Toutes ces histoires en mosaïque sont éclatées autour de celle de Vincent et d’Alice : il est critique d’art, elle est artiste plasticienne et leur langage secret est la peinture et l’érotisme. Grâce à une forme souvent alternée, le lecteur découvre la vie de Vincent dans ce qui est aussi un roman d’éducation sentimentale et sexuelle. Né dans une localité qui « n’a guère d’autres caractéristiques que de n’en avoir aucune », au milieu des années 1960, entre une rivière et un fleuve, le héros fait l’apprentissage de la liberté sexuelle avec des femmes et des hommes, refusant de se limiter à une identité à laquelle on l’assignerait : « lui semblent suspectes toutes les appellations concernant les préférences ou les orientation sexuelles, parce que la sexualité est précisément, pour lui, le domaine où se révèle l’inadéquation foncière du langage à la diversité extraordinaire des singularités. » On trouve là un écho de ce que Sade appelle le « principe de délicatesse ».
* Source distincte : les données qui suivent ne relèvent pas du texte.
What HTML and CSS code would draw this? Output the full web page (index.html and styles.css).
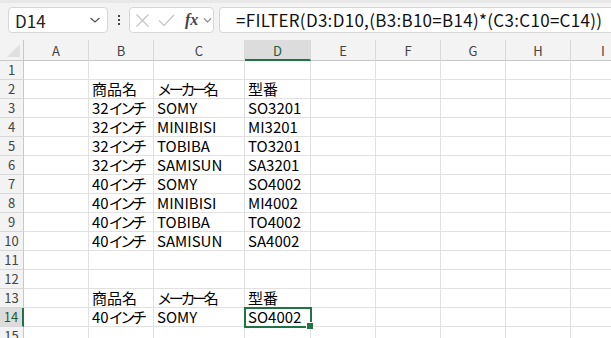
FILE: index.html
```html
<!DOCTYPE html>
<html lang="ja">
<head>
  <meta charset="UTF-8">
  <title>FILTER</title>
  <link rel="stylesheet" href="styles.css">
</head>
<body>
  <div class="toolbar">
    <div class="name-box">
      <span>D14</span>
      <svg class="chev" width="12" height="8" viewBox="0 0 12 8"><path d="M1.5 2 L6 6 L10.5 2" fill="none" stroke="#555" stroke-width="1.3"/></svg>
    </div>
    <div class="dots"><i></i><i></i><i></i></div>
    <div class="fx-box">
      <svg width="15" height="15" viewBox="0 0 15 15"><path d="M1.5 1.5 L13.5 13.5 M13.5 1.5 L1.5 13.5" stroke="#c4c4c4" stroke-width="1.2"/></svg>
      <svg width="17" height="15" viewBox="0 0 17 15"><path d="M1 7.5 L6 12.5 L16 2" fill="none" stroke="#c4c4c4" stroke-width="1.2"/></svg>
      <span class="fx">fx</span>
      <svg width="9" height="8" viewBox="0 0 9 8"><path d="M1 2.5 L4.5 6 L8 2.5" fill="none" stroke="#888" stroke-width="1.1"/></svg>
    </div>
    <div class="formula">=FILTER(D3:D10,(B3:B10=B14)*(C3:C10=C14))</div>
  </div>

  <div class="sheet" id="sheet"></div>

  <script>
    const cols = ['A','B','C','D','E','F','G','H','I'];
    const data = {
      2: ['', '商品名', 'メーカー名', '型番'],
      3: ['', '32インチ', 'SOMY', 'SO3201'],
      4: ['', '32インチ', 'MINIBISI', 'MI3201'],
      5: ['', '32インチ', 'TOBIBA', 'TO3201'],
      6: ['', '32インチ', 'SAMISUN', 'SA3201'],
      7: ['', '40インチ', 'SOMY', 'SO4002'],
      8: ['', '40インチ', 'MINIBISI', 'MI4002'],
      9: ['', '40インチ', 'TOBIBA', 'TO4002'],
      10: ['', '40インチ', 'SAMISUN', 'SA4002'],
      13: ['', '商品名', 'メーカー名', '型番'],
      14: ['', '40インチ', 'SOMY', 'SO4002']
    };
    const sheet = document.getElementById('sheet');

    // katakana runs are set tighter, like the proportional kana of the original font
    function fill(el, text) {
      text.split(/([\u30A0-\u30FF]+)/).forEach(part => {
        if (!part) return;
        if (/[\u30A0-\u30FF]/.test(part)) {
          const s = document.createElement('span');
          s.className = 'kana';
          s.textContent = part;
          el.appendChild(s);
        } else {
          el.appendChild(document.createTextNode(part));
        }
      });
    }

    const corner = document.createElement('div');
    corner.className = 'corner';
    sheet.appendChild(corner);
    cols.forEach(c => {
      const h = document.createElement('div');
      h.className = 'col-head' + (c === 'D' ? ' active' : '');
      h.textContent = c;
      sheet.appendChild(h);
    });

    for (let r = 1; r <= 15; r++) {
      const rh = document.createElement('div');
      rh.className = 'row-head' + (r === 14 ? ' active' : '');
      rh.textContent = r;
      sheet.appendChild(rh);
      cols.forEach((c, i) => {
        const cell = document.createElement('div');
        cell.className = 'cell';
        if (r === 14 && c === 'D') cell.classList.add('selected');
        const row = data[r];
        if (row && row[i]) fill(cell, row[i]);
        sheet.appendChild(cell);
      });
    }
  </script>
</body>
</html>
```

FILE: styles.css
```css
* {
  margin: 0;
  padding: 0;
  box-sizing: border-box;
}

html, body {
  width: 611px;
  height: 338px;
  overflow: hidden;
  background: #fff;
  font-family: "Noto Sans CJK JP", "Noto Sans", sans-serif;
}

.toolbar {
  height: 40px;
  background: #f3f3f3;
  border-top: 3px solid #e8e8e8;
  display: flex;
  align-items: flex-start;
  padding: 4px 0 0 8px;
}

.name-box {
  width: 100px;
  height: 26px;
  background: #fff;
  border: 1px solid #d6d6d6;
  border-radius: 4px;
  display: flex;
  align-items: center;
  justify-content: space-between;
  padding: 0 6px 0 6px;
  font-size: 17px;
  color: #222;
}

.dots {
  width: 21px;
  height: 26px;
  display: flex;
  flex-direction: column;
  align-items: center;
  justify-content: center;
  gap: 2px;
}

.dots i {
  width: 2px;
  height: 2px;
  background: #444;
}

.fx-box {
  width: 85px;
  height: 26px;
  background: #fff;
  border: 1px solid #d6d6d6;
  border-radius: 4px;
  display: flex;
  align-items: center;
  gap: 7px;
  padding-left: 5px;
}

.fx-box svg:nth-child(2) {
  margin-left: 1px;
}

.fx {
  font-family: "Liberation Serif", serif;
  font-style: italic;
  font-weight: bold;
  font-size: 16px;
  color: #444;
  margin-left: 3px;
  margin-right: -2px;
}

.formula {
  flex: 1;
  height: 26px;
  margin-left: 5px;
  background: #fff;
  border: 1px solid #d6d6d6;
  border-right: none;
  border-radius: 4px 0 0 4px;
  font-size: 17px;
  letter-spacing: 0.3px;
  line-height: 24px;
  padding-left: 16px;
  color: #111;
  white-space: nowrap;
}

.sheet {
  display: grid;
  grid-template-columns: 24px 65px 65px 91px 66px 65px 65px 65px 65px 65px;
  grid-template-rows: 21px repeat(15, 19px);
}

.corner {
  background: #f3f3f3;
  border-bottom: 1px solid #c8c8c8;
  border-right: 1px solid #c8c8c8;
  position: relative;
}

.corner::after {
  content: "";
  position: absolute;
  right: 3px;
  bottom: 3px;
  border-left: 13px solid transparent;
  border-bottom: 13px solid #dfdfdf;
}

.col-head {
  background: #f3f3f3;
  border-right: 1px solid #d8d8d8;
  border-bottom: 1px solid #c8c8c8;
  color: #444;
  font-size: 13px;
  text-align: center;
  line-height: 21px;
}

.col-head.active {
  background: #dcdcdc;
  border-bottom: 2px solid #217346;
  color: #1e5e3a;
}

.row-head {
  background: #f3f3f3;
  border-right: 1px solid #c8c8c8;
  border-bottom: 1px solid #d8d8d8;
  color: #444;
  font-size: 13px;
  text-align: center;
  line-height: 18px;
}

.row-head.active {
  background: #dcdcdc;
  border-right: 2px solid #217346;
  color: #1e5e3a;
}

.cell {
  border-right: 1px solid #e1e1e1;
  border-bottom: 1px solid #e1e1e1;
  font-size: 15px;
  line-height: 18px;
  padding-left: 3px;
  color: #000;
  white-space: nowrap;
}

.kana {
  letter-spacing: -3.3px;
}

.cell.selected {
  position: relative;
  outline: 2px solid #217346;
  outline-offset: -1px;
}

.cell.selected::after {
  content: "";
  position: absolute;
  right: -4px;
  bottom: -4px;
  width: 6px;
  height: 6px;
  background: #217346;
  border: 1px solid #fff;
}
```
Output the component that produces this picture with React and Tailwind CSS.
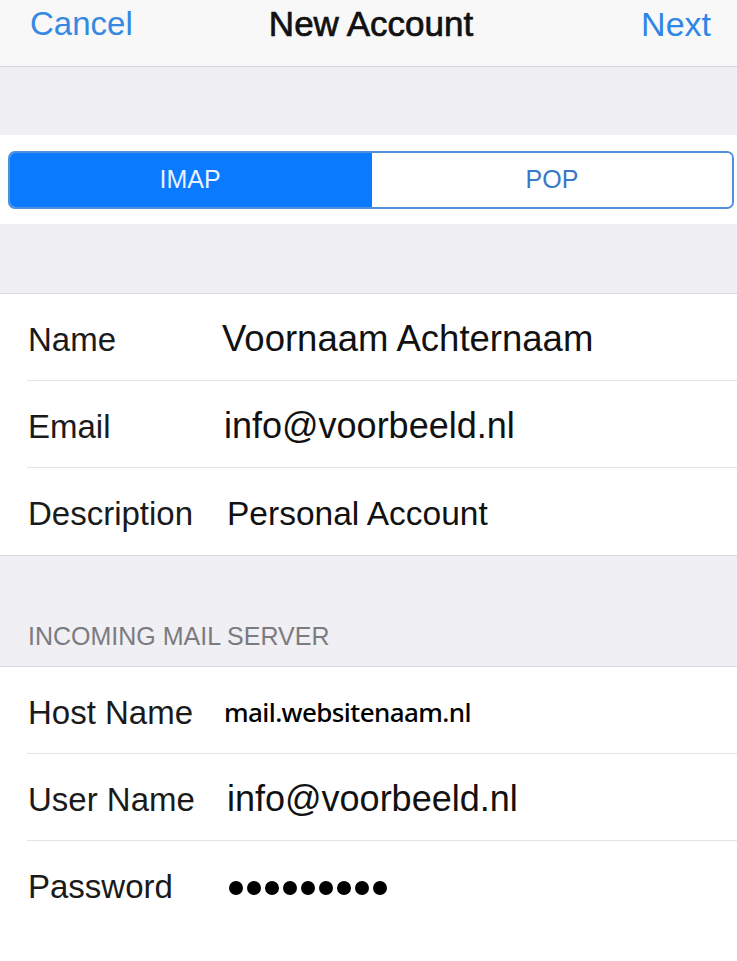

Des échos subtils d’une histoire à l’autre : la chasse, l’amour, la mort
La construction du roman tisse des liens entre les différentes histoires, grâce à des développements aussi gracieux qu’érudits sur la mythologie, la peinture, l’histoire, les musées, la géographie. Cette prose est riche, précise, ample et semble signifier que seules les histoires peuvent réenchanter le monde, loin de la politique, ses lendemains qui chantent et finissent pas déchanter. On y trouvera des pages sans illusions sur l’arrivée de François Mitterrand au pouvoir le 10 mai 1981 ou sur le milieu gay et ce qu’il eut de triste dans une forme de normalisation des désirs, loin de l’idéal libertaire du narrateur qui n’a qu’une ambition, « celle de vouloir vivre sa vie, et de la vivre bien. » Cette formule figurait déjà dans le beau récit, en forme d’« élégie », de Stéphane Audeguy, Une mère (2017). « Vivre sa vie : nulle expression ne m’émeut autant que celle-là. Il faut faire preuve d’une singulière énergie pour effectuer un tel exploit. Ma mère, qui vient de mourir, a vécu sa vie. »
« Cette victoire fragile de la lumière sur la nuit »
C’est presque ainsi que s’ouvre le roman, le vendredi 21 juin 2019, solstice d’été qui est pour Vincent « son jour depuis l’enfance ». C’est peut-être aussi le sens de ce roman multiple qui fait la part belle aux échappées de la conscience du héros, rescapé d’un attentat survenu place de la République devenue « la Zone Interdite » pour cause de décontamination. La fiction permet de construire d’autres vies où l’amour, sans triompher de la mort, donne à la vie sa valeur et sa saveur irremplaçable, ce qui fait de ce roman une lecture aussi douce que tonique et joyeuse.